Number six, show that the witness may not remember accurately. Litigation takes a long time, and trials often take place months or years after the events in question. Memories fade, and memories often transform as they are subject to things like hindsight, bias and suggestibility. What a witness genuinely believes is an accurate memory may in fact be substantially distorted by the time of trial.
Number seven, show that the witness is mistaken. Show that the witness is not lying, he or she simply got it wrong. People are human and they make mistakes. Everyone understands that. Jurors may have trouble believing that a polite and respectful law enforcement officer or a sweet little grandmother is deliberately lying.
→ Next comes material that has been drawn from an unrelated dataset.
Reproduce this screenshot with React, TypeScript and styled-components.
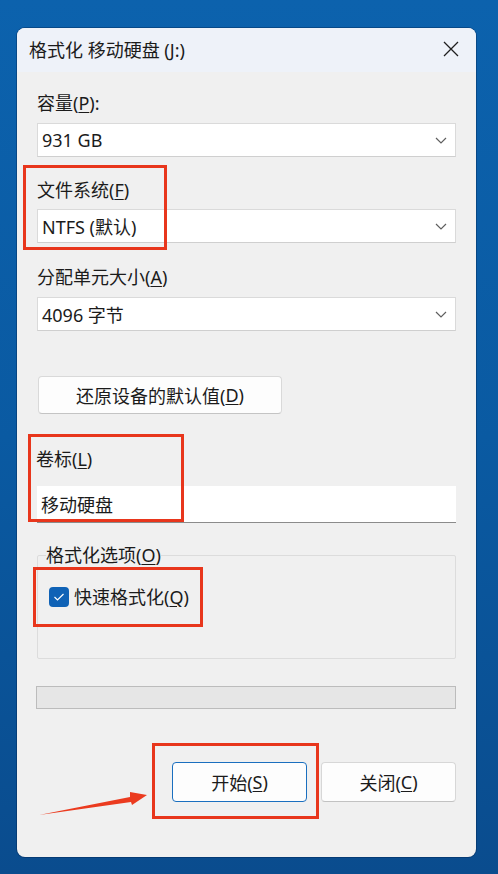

But you might be able to convince them that that witness is just mistaken. It happens.
Number eight, show that the witness is exaggerating. Exaggeration is a form of untruth, but it's usually much less deliberate. People say things like, it rained every day on our vacation, goodness gracious, when what really happened is that it rained for three days and part of a fourth out of a full week. They aren't lying in the conventional sense. They're trying to emphasize a point and tell a good story. You may need to let a little air out of the witness' story. Sometimes witnesses will quickly concede that they aren't being as precise and careful as perhaps they ought to be.
Number nine, show that the witness is lying. Sometimes witnesses do lie. If they do, and it matters, and you can prove it, you may have to go on the attack. Never assume that an all-out attack on a witness' credibility is the best or only approach. It may well be, but consider the other options first.